Sidney Lowe is a hot topic in these parts, these days. Debbie Yow will soon make a decision or she may make no decision which is the same as a decision. She has to come up with some reason to keep him or let him go. It has to be based on one thing: What’s best for NC State University. What will make the men’s basketball program successful?

Sidney had no college coaching experience when he was hired five years back. The overall results are not a very positive reflection on his coaching ability. He’s obviously a pretty good recruiter, but it took him a while to sign the caliber of player needed to win titles. Several players adapted to his professional-style and thick playbook, but he was unable this year to transition a player the talent of CJ Leslie from being an AAU player to college player.
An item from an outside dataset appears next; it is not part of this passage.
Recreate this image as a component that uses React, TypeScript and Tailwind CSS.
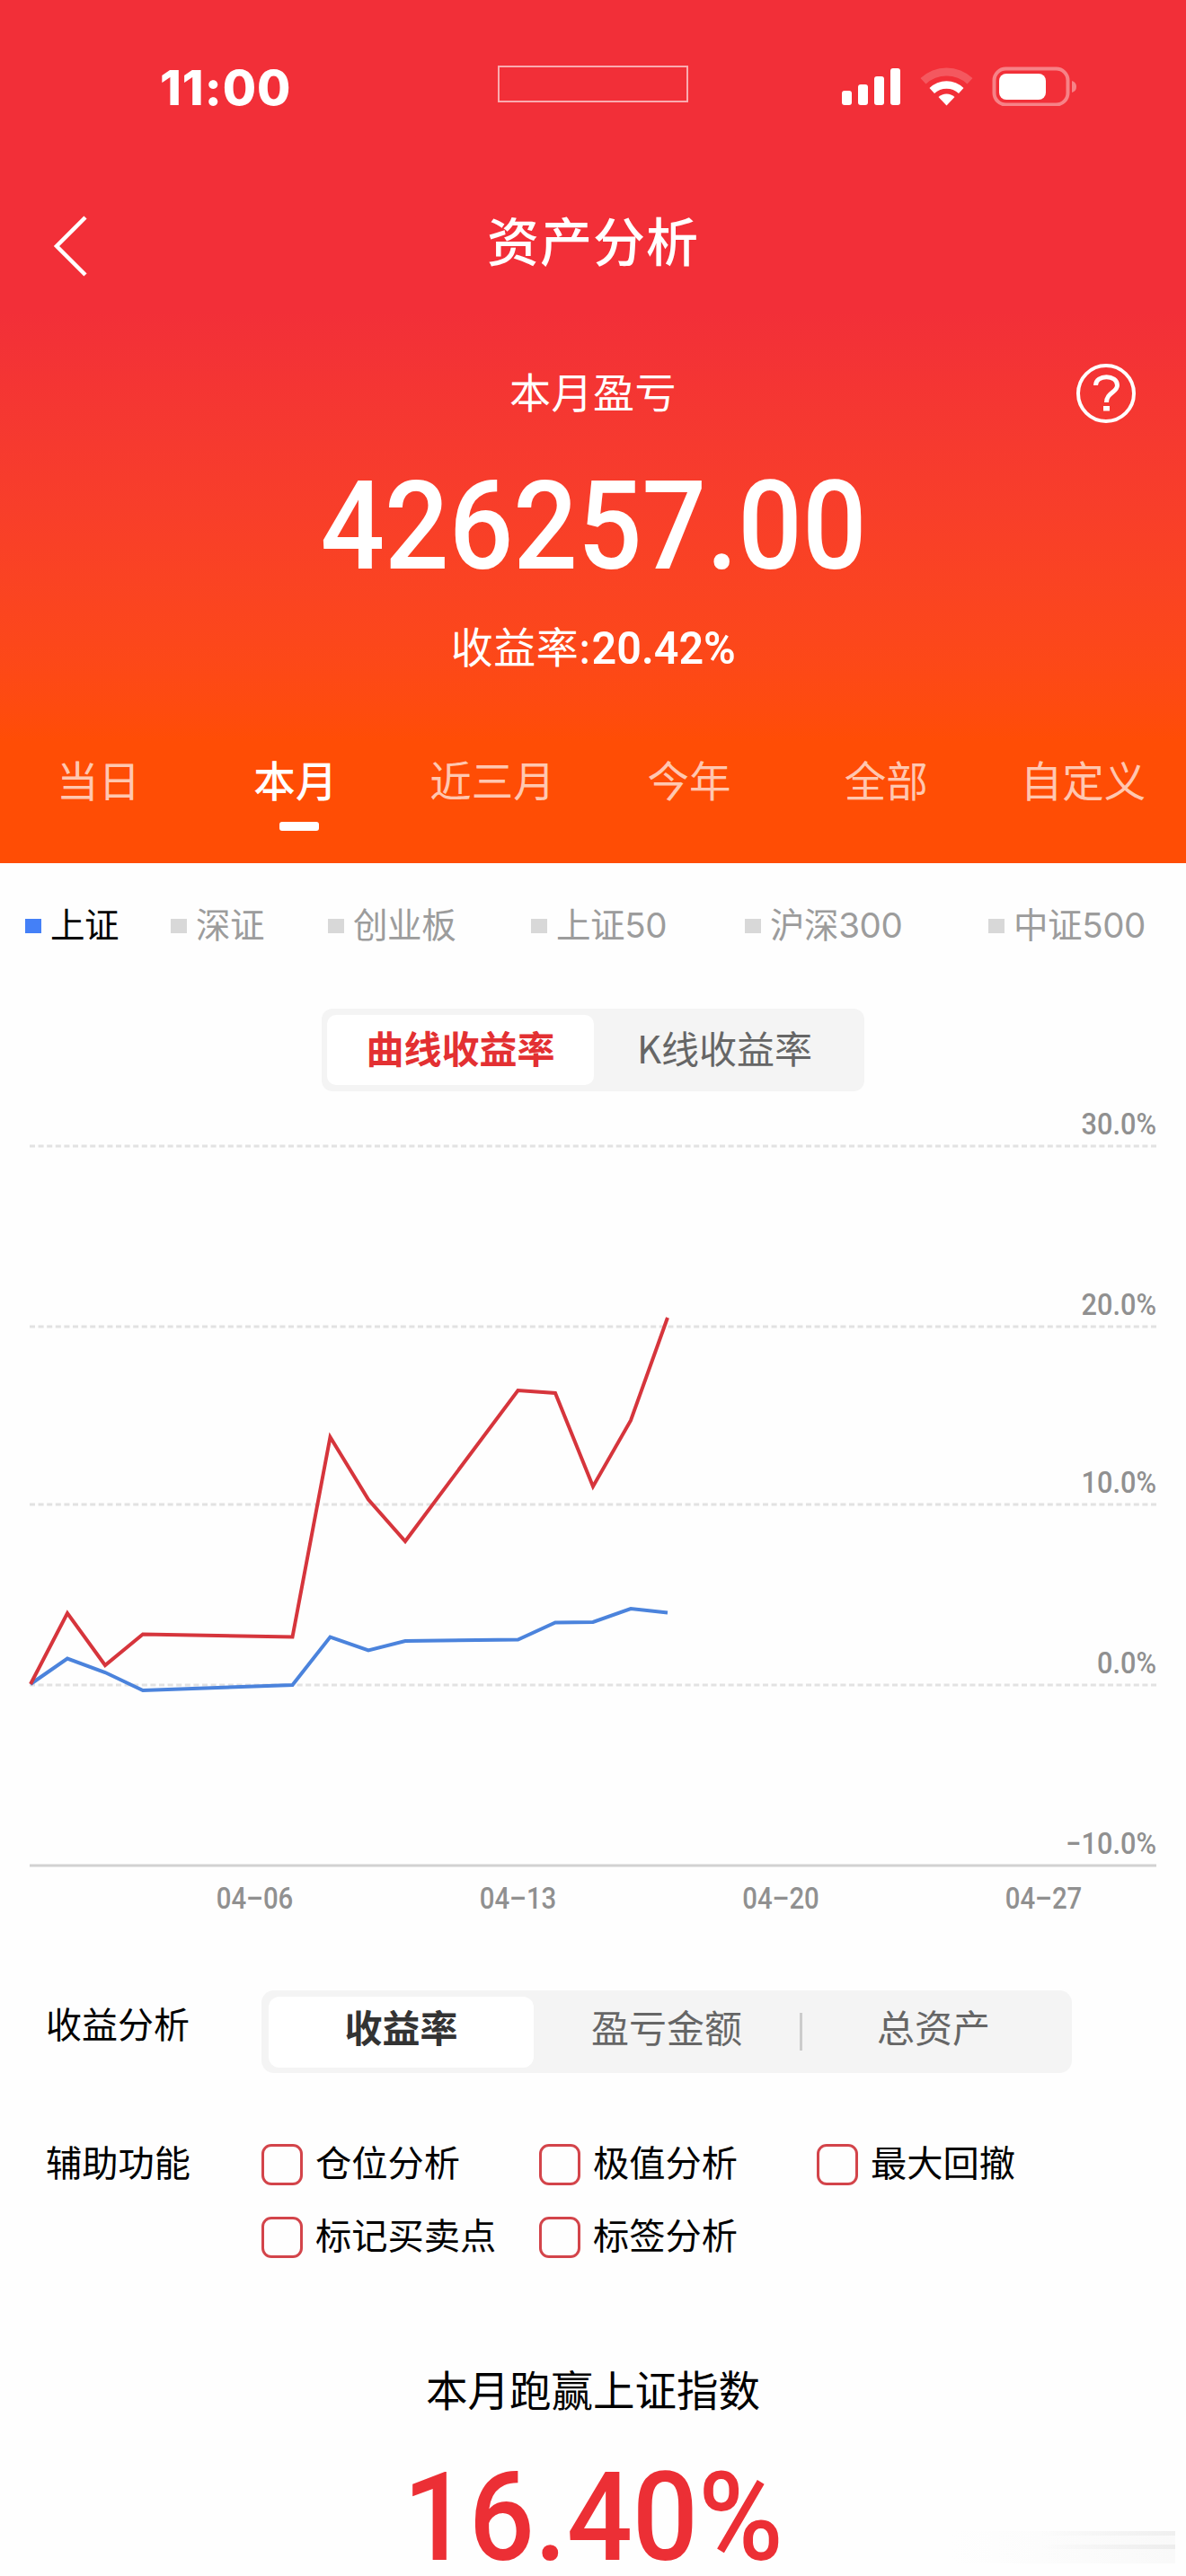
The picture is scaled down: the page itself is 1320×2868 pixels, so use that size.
import { useState } from 'react';
import clsx from 'clsx';

const periods = ['当日', '本月', '近三月', '今年', '全部', '自定义'];

const indexes = [
  { name: '上证', width: 'w-[162px]' },
  { name: '深证', width: 'w-[175px]' },
  { name: '创业板', width: 'w-[226px]' },
  { name: '上证50', width: 'w-[238px]' },
  { name: '沪深300', width: 'w-[271px]' },
  { name: '中证500', width: 'w-[200px]' },
];

const helpers = ['仓位分析', '极值分析', '最大回撤', '标记买卖点', '标签分析'];

const gridLines = [
  { label: '30.0%', y: 46 },
  { label: '20.0%', y: 247 },
  { label: '10.0%', y: 445 },
  { label: '0.0%', y: 646 },
  { label: '−10.0%', y: 847 },
];

const dates = [
  { label: '04–06', x: 283.5 },
  { label: '04–13', x: 576.5 },
  { label: '04–20', x: 869 },
  { label: '04–27', x: 1161.5 },
];

const profitLine =
  '34,645 75,566 117,624 159,589.5 325.5,592.5 367.5,370 410,439.5 451,486 576.5,318 618,321 660,425 702,351.5 743,237';
const indexLine =
  '34,645 75,616.5 117,632 159,652 325.5,646 367.5,592.5 410,607.5 451,597 576.5,595.5 618,576.5 660,576 702,561 743,565.5';

function StatusBar() {
  return (
    <div className="flex h-[190px] items-start justify-between pl-[178px] pr-[121px] pt-[73px]">
      <div className="w-[376px] font-[Inter] text-[54px] font-extrabold leading-[50px] tracking-[1px]">11:00</div>
      <div className="h-[41px] w-[212px] border-2 border-white/60" />
      <svg className="ml-[170px] h-[45px] w-[263px] shrink-0" viewBox="0 0 263 45" fill="#fff">
        <rect x="1" y="28" width="11" height="16" rx="3" />
        <rect x="19" y="21" width="11" height="23" rx="3" />
        <rect x="37" y="12" width="11" height="32" rx="3" />
        <rect x="55" y="3" width="11" height="41" rx="3" />
        <path d="M88.500 14 A42 42 0 0 1 146.500 14 L140.500 20.500 A34 34 0 0 0 94.500 20.500 Z" opacity="0.2" />
        <path d="M98.500 25 A27 27 0 0 1 136.500 25 L131 31 A20 20 0 0 0 104 31 Z" />
        <path d="M108.500 35 A13 13 0 0 1 126.500 35 L117.500 44.500 Z" />
        <rect x="170.500" y="3.500" width="82" height="40" rx="13" fill="none" stroke="#fff" strokeWidth="4" opacity="0.4" />
        <rect x="176" y="9" width="52" height="29" rx="8" />
        <path d="M257 17 Q262 18.500 262 23.500 Q262 28.500 257 30 Z" opacity="0.4" />
      </svg>
    </div>
  );
}

function Header({ period, onChange }: { period: string; onChange: (p: string) => void }) {
  return (
    <header className="h-[961px] bg-linear-to-b from-[#f22f38] from-36% to-[#ff4d05] to-86% text-white">
      <StatusBar />

      {/* Title */}
      <div className="grid h-[160px] grid-cols-[200px_1fr_200px] items-center">
        <svg className="ml-[58px] mt-[8px] h-[72px] w-[42px]" viewBox="0 0 42 72" fill="none" stroke="#fff" strokeWidth="4.500">
          <path d="M37 4 L5 36 L37 68" />
        </svg>
        <h1 className="pb-[7px] text-center text-[58px] font-medium tracking-[1px]">资产分析</h1>
      </div>

      {/* Summary */}
      <div className="grid h-[176px] grid-cols-[200px_1fr_200px] items-center">
        <span className="col-start-2 pb-[8px] text-center text-[46px] tracking-[0.5px]">本月盈亏</span>
        <svg className="ml-[77px] h-[68px] w-[68px]" viewBox="0 0 68 68" fill="none" stroke="#fff" strokeWidth="4">
          <circle cx="34" cy="34" r="31" />
          <path d="M22.500 25 C22.500 12.500 46.500 12.500 46.500 25 C46.500 33 34.500 33 34.500 44" strokeWidth="5" />
          <path d="M34.500 48 V53.500" strokeWidth="7" />
        </svg>
      </div>
      <div className="flex h-[120px] items-center justify-center pt-[1px]">
        <span className="scale-x-[0.92] font-[Roboto] text-[137px] font-medium leading-none">426257.00</span>
      </div>
      <div className="flex h-[150px] items-center justify-center pl-[3px] text-[47px]">
        <span className="shrink-0 pb-[6px] tracking-[0.5px]">收益率:</span>
        <span className="-ml-[2px] scale-x-[0.97] pt-[2px] font-[Roboto] text-[50px] font-semibold">20.42%</span>
      </div>

      {/* Periods */}
      <nav className="mt-[37px] grid grid-cols-6 pr-[5px]">
        {periods.map((p) => (
          <button
            key={p}
            onClick={() => onChange(p)}
            className={clsx(
              'flex flex-col items-center text-[46.500px] leading-[68px]',
              p === period ? 'font-medium' : 'text-white/70'
            )}
          >
            {p}
            {p === period && <i className="ml-[8px] mt-[14px] h-[10px] w-[44px] rounded-[3px] bg-white" />}
          </button>
        ))}
      </nav>
    </header>
  );
}

function Chart() {
  return (
    <svg className="block h-[950px] w-full" viewBox="0 0 1320 950">
      {gridLines.map((g, i) => (
        <g key={g.label}>
          <line
            x1="33"
            x2="1287"
            y1={g.y}
            y2={g.y}
            stroke={i === 4 ? '#d2d2d2' : '#e2e2e2'}
            strokeWidth="3"
            strokeDasharray={i === 4 ? undefined : '6 3.600'}
          />
          <text
            transform={`translate(1287 ${g.y - 13}) scale(0.93 1)`}
            textAnchor="end"
            className="fill-[#909090] font-[Roboto] text-[33px] font-medium"
          >
            {g.label}
          </text>
        </g>
      ))}
      {dates.map((d) => (
        <text
          key={d.label}
          transform={`translate(${d.x} 895) scale(0.89 1)`}
          textAnchor="middle"
          className="fill-[#909090] font-[Roboto] text-[33px] font-medium"
        >
          {d.label}
        </text>
      ))}
      <polyline points={indexLine} fill="none" stroke="#4b83dc" strokeWidth="4" />
      <polyline points={profitLine} fill="none" stroke="#d6353c" strokeWidth="4" />
    </svg>
  );
}

export default function App() {
  const [period, setPeriod] = useState('本月');
  const [checked, setChecked] = useState<string[]>([]);

  const toggle = (name: string) =>
    setChecked((prev) => (prev.includes(name) ? prev.filter((n) => n !== name) : [...prev, name]));

  return (
    <div className="relative h-[2868px] w-[1320px] overflow-hidden bg-[#fefefe] font-['Noto_Sans_CJK_SC',sans-serif] text-black">
      <Header period={period} onChange={setPeriod} />

      {/* Index legend */}
      <div className="flex h-[140px] items-center pl-[28px] font-['Inter','Noto_Sans_CJK_SC',sans-serif]">
        {indexes.map((item, i) => (
          <div key={item.name} className={clsx('flex shrink-0 items-center gap-[10px]', item.width)}>
            <i className={clsx('h-[16px] w-[18px]', i === 0 ? 'bg-[#4480f7]' : 'bg-[#d8d8d8]')} />
            <span
              className={clsx('whitespace-nowrap text-[38.500px] tracking-[-0.400px]', i > 0 && 'text-[#9c9c9c]')}
            >
              {item.name}
            </span>
          </div>
        ))}
      </div>

      {/* Curve / candle switch */}
      <div className="mx-auto mt-[22px] flex h-[92px] w-[604px] items-center rounded-[12px] bg-[#f4f4f4] px-[6px] text-center text-[42px]">
        <div className="h-[78px] w-[297px] rounded-[10px] bg-white font-bold leading-[71px] text-[#e33032]">曲线收益率</div>
        <div className="h-[78px] flex-1 pr-[4px] leading-[71px] text-[#666]">K线收益率</div>
      </div>

      <div className="mt-[15px]">
        <Chart />
      </div>

      {/* Profit analysis */}
      <div className="mt-[36px] flex h-[92px] items-center pl-[51px] text-[40px]">
        <span className="-mt-[21px] w-[240px]">收益分析</span>
        <div className="flex h-[92px] w-[902px] items-center rounded-[14px] bg-[#f4f4f4] px-[8px] text-center text-[42px] leading-[66px] text-[#666]">
          <div className="h-[79px] w-[295px] rounded-[12px] bg-white font-bold text-[#333]">收益率</div>
          <div className="h-[79px] w-[296px]">盈亏金额</div>
          <div className="h-[42px] w-[3px] bg-[#ccc]" />
          <div className="h-[79px] flex-1">总资产</div>
        </div>
      </div>

      {/* Helper toggles */}
      <div className="mt-[57px] flex pl-[51px] text-[40.250px] leading-[81px]">
        <span className="w-[240px]">辅助功能</span>
        <div className="grid grid-cols-[309px_309px_309px]">
          {helpers.map((name) => (
            <button key={name} onClick={() => toggle(name)} className="flex items-center gap-[14px] whitespace-nowrap">
              <i
                className={clsx(
                  'mt-[8px] h-[46px] w-[46px] rounded-[11px] border-[3px] border-[#d3444a]',
                  checked.includes(name) && 'bg-[#d3444a]'
                )}
              />
              {name}
            </button>
          ))}
        </div>
      </div>

      {/* Result */}
      <div className="mt-[97px] text-center">
        <div className="text-[46.500px] leading-[70px]">本月跑赢上证指数</div>
        <div className="mt-[49px] flex justify-center">
          <span className="scale-x-[0.94] font-[Roboto] text-[137px] font-medium leading-[120px] text-[#ec2f35]">16.40%</span>
        </div>
      </div>

      {/* Faded corner mark */}
      <div className="absolute bottom-[14px] right-[12px] flex h-[36px] w-[250px] flex-col gap-[10px] bg-linear-to-r from-transparent to-[#f9f9f9]">
        <i className="h-[5px] bg-linear-to-r from-transparent from-40% to-[#efefef]" />
        <i className="h-[5px] bg-linear-to-r from-transparent from-40% to-[#ededed]" />
      </div>
    </div>
  );
}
Even in the waning days of this season, it appeared many times as if Leslie was playing like a lone wolf instead of like a member of a Wolfpack. It takes a good coach to make it happen.

No one more than I has wanted Sidney Lowe to succeed as head coach at NC State because no one more than I wants NC State to succeed in basketball. I lived those glory days of Case, Sloan and Valvano and want them back.

If Debbie Yow decides that Sidney’s not the person to coach the Wolfpack to the highest level, then so be it. It’s her program and her call. If she makes a change we all hope it’ll be for a replacement that fits with the program, relates to the fans, has major college head coaching experience, and has the drive to get to the top. NC State needs someone with the ego to compete against Roy and Mike, but not so huge of an ego that the coach becomes bigger than the school.

It’s a tough call, Debbie. Or maybe not. But, because of the disappointing achievement by the basketball team the past five years, it’s even tougher to be on Sidney Lowe watch, especially for loyal Wolfpack fans.